Show every line where "screenshot" occurs.

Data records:
==================================================

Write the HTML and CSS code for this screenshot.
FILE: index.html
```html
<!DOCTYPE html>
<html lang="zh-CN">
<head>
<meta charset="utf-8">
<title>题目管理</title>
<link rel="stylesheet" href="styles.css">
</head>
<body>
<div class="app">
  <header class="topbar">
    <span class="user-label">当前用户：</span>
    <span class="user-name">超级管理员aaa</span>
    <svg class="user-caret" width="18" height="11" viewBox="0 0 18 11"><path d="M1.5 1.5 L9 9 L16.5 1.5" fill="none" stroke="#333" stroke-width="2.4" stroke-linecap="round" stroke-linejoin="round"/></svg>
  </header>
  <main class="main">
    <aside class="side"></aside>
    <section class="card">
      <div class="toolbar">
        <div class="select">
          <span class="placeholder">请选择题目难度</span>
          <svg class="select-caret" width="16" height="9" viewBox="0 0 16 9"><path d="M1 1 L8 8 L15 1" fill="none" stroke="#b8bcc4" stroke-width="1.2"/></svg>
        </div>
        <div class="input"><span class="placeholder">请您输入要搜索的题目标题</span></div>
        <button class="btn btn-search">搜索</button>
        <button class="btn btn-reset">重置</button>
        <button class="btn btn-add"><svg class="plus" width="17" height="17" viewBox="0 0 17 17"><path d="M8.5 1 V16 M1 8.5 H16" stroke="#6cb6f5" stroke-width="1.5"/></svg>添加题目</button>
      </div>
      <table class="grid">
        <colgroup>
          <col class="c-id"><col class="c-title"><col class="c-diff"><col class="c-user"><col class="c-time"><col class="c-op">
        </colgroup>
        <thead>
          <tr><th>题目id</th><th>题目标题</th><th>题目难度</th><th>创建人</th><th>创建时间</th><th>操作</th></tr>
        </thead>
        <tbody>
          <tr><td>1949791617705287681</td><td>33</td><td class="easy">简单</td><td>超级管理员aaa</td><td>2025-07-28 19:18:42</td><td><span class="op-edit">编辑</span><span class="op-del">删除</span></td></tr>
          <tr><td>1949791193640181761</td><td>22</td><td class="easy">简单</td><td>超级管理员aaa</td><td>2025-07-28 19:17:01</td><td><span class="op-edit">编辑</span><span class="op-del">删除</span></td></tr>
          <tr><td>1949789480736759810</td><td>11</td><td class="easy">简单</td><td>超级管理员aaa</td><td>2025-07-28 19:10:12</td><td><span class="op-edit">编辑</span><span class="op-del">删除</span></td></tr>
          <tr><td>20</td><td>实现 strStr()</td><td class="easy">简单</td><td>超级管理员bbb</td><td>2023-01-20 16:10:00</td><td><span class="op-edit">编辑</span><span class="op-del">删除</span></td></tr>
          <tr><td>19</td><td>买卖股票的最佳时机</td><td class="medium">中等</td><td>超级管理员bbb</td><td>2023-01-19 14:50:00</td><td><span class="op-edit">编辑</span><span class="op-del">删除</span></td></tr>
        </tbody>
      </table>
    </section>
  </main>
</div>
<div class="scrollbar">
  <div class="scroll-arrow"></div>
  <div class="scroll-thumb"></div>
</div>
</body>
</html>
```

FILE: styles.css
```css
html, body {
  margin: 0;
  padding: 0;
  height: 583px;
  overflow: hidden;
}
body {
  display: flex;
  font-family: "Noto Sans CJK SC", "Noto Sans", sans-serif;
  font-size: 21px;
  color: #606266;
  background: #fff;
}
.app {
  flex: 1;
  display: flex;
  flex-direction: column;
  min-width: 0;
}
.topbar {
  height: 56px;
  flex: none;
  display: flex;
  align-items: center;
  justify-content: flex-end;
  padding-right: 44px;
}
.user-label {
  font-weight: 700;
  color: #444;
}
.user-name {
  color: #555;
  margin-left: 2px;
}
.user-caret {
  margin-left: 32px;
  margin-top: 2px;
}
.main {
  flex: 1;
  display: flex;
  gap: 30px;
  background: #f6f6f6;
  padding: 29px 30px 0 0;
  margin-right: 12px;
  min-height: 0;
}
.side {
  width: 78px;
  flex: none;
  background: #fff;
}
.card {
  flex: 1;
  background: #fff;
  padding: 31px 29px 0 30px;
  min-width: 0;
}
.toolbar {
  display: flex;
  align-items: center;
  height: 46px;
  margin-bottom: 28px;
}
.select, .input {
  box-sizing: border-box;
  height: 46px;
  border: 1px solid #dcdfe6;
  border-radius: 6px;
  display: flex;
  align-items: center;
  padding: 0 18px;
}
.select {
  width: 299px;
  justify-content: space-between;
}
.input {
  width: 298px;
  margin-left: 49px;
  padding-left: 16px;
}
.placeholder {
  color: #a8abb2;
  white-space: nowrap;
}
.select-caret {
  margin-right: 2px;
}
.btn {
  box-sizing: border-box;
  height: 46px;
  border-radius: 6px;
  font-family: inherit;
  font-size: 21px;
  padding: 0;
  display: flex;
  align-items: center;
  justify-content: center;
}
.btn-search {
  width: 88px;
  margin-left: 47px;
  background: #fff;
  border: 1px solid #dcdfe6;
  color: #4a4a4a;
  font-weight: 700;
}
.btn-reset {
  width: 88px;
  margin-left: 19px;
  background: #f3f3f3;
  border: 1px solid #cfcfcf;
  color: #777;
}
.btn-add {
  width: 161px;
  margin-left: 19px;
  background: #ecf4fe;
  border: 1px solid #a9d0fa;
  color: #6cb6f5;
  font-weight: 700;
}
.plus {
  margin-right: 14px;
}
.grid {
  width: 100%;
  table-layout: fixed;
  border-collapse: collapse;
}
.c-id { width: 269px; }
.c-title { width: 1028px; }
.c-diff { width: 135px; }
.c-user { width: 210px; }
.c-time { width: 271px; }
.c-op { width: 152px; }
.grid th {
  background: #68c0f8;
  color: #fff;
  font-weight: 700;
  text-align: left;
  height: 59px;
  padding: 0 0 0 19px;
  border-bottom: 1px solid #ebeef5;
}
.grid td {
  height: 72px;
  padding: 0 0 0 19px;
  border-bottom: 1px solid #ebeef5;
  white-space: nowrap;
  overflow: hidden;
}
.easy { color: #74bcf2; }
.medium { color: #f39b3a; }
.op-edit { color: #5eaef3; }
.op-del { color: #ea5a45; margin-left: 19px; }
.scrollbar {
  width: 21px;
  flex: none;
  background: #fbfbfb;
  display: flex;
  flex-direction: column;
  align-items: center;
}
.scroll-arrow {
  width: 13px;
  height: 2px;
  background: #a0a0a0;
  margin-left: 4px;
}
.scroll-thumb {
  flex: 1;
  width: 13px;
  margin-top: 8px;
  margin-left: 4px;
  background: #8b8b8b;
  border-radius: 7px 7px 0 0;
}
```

==================================================

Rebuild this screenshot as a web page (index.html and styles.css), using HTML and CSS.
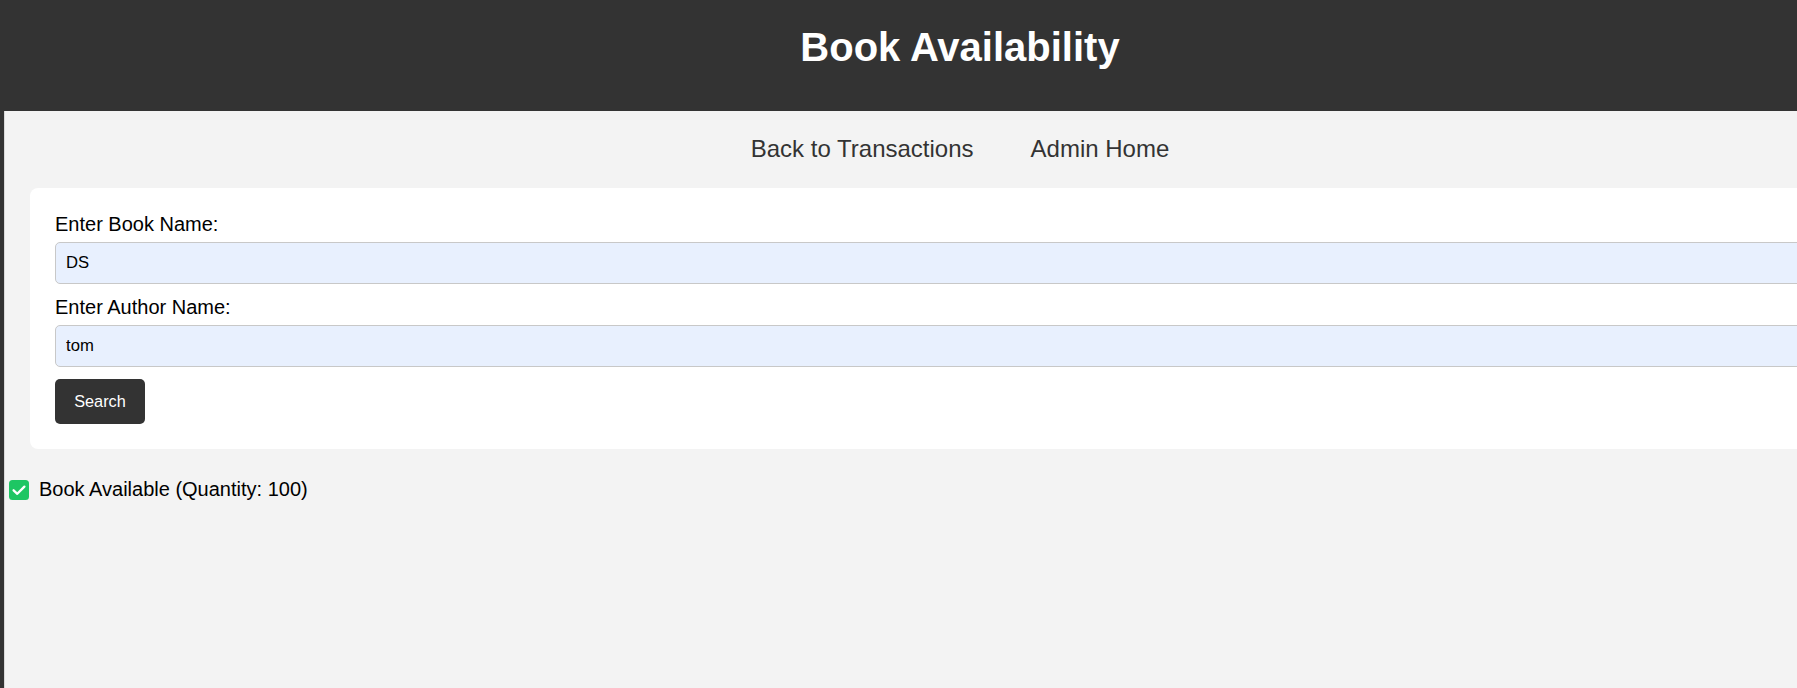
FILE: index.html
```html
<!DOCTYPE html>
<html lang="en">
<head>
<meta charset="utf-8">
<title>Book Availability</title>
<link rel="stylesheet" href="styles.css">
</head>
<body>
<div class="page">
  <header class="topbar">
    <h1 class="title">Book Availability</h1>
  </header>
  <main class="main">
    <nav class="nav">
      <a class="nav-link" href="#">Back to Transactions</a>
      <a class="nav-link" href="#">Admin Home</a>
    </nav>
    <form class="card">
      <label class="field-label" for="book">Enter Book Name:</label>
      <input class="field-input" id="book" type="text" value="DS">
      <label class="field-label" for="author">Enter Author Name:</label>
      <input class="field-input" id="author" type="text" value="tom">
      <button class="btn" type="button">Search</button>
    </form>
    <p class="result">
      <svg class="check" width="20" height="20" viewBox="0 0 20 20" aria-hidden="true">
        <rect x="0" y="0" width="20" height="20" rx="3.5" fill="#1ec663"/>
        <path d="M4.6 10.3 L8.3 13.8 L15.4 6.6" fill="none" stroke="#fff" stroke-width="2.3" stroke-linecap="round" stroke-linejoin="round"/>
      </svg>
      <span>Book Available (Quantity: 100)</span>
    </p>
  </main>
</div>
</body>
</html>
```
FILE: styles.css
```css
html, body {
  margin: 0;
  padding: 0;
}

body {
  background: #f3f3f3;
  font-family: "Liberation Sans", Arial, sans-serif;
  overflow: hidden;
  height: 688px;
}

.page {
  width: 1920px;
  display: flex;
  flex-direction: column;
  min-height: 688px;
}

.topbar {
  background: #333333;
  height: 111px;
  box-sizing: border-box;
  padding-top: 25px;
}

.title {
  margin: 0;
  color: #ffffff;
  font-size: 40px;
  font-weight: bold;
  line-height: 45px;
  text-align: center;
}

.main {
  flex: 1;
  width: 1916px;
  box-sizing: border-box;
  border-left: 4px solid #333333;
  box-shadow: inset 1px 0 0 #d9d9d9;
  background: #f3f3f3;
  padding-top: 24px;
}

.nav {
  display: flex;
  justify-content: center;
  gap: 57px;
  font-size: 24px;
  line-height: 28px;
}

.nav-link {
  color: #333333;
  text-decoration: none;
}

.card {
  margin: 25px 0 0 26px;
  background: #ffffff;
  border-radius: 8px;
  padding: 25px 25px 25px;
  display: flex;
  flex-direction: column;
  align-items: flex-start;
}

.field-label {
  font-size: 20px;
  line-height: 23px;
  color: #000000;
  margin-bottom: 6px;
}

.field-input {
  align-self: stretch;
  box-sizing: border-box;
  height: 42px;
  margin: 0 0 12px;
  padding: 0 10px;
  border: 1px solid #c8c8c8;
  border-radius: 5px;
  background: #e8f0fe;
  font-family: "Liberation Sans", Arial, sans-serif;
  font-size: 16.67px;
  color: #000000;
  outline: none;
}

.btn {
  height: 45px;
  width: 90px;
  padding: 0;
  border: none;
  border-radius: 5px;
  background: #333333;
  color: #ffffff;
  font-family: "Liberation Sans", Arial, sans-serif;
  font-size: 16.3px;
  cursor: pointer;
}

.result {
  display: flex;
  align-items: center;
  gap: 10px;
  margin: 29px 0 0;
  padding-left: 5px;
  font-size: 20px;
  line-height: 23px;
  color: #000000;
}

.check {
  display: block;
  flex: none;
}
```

==================================================

* OUTPUT OF THE TASK:
Write the HTML and CSS code for this screenshot.
Rebuild this screenshot as a web page (index.html and styles.css), using HTML and CSS.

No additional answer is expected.